KJIPUKTUK (Halifax) – Where were you radicalized? I’ve heard this asked a lot in activist circles. It’s a way to break the ice and explore  shared experiences of political awakening. The question is frequently asked in semi-joking way, but I wonder if there is a concealed assumption that speaks to a broader problem within the culture of the left.

Here’s the thing; if you were to ask me where or when I was radicalized, I honestly couldn’t give you an answer. My father was a social studies teacher, and my parents frequently talked about politics at the dinner table. So, in one respect I was thinking about politics as long as I can remember.

Of course, being “political” and having radical politics aren’t the same thing. When did I start to lose faith in mainstream centrist politicians? It might have been the 2003 US invasion of Iraq, but even the federal Liberal government of the day had enough sense to oppose that war. Perhaps it was the 2008 financial crash, or the defeat of the Nova Scotia NDP government in 2013. Whatever the case, it was a gradual process, not pinned to a single event.

In real life developing a strong political consciousness doesn’t happen in a single “a-ha!” moment. It’s something that is developed, and should continue to unfold, every day that we spend on this planet with our fellow humans.  

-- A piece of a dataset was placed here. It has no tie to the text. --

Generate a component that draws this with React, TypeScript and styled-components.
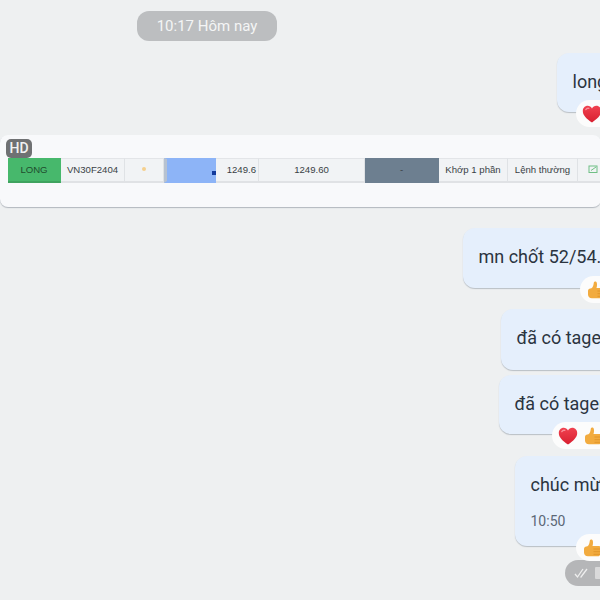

This might seem like a trivial thing to harp on, but when we forget that our political consciousness is the result of an evolution and not a sudden conversion, it can be easy to also forget that other people have taken very different evolutionary paths from our own. This, in turn, can lead to so much of the unfortunate gate-keeping and toxic attitudes that stain many progressive organizations and movements.

There is no one right way to become an activist. No “correct” path to finding one’s place in the fight against oppression and exploitation. While we should always hold each other (and ourselves) accountable for past mistakes, we should do so with compassion and patience. Needless  to say, this is different when it comes to people with histories of abusive and toxic behaviour

As a white person I can oppose racism with every fibre of my being, but no matter how many books I read, I will never have direct lived experience with racism. I can read all of the feminist literature in the world and as a man I will still never know the pain, fear, and frustration of dealing with misogyny on a daily basis. The question I’m really asking stays the same; what sense does it mean for me to talk about becoming “radicalized” when for so many others simply existing is a radical act?

Those of us involved in radical and progressive political activism share as many differences as we do similarities. We all agree that the fundamental structure of our social, economic, and political systems are unjust and need to be changed. On the other hand, we differ greatly on just how to create that change and where best to focus our efforts. These differences are rooted in lived experience just as much, if not more, than theoretical analysis.

Maybe instead of asking each other where or when we had our moment of radicalization, we should be asking – ourselves and others – what brought us to where we are now. There may be no right or wrong answer to that question, but by listening to our answers, we just might learn to better appreciate the diversity and similarities in our journeys.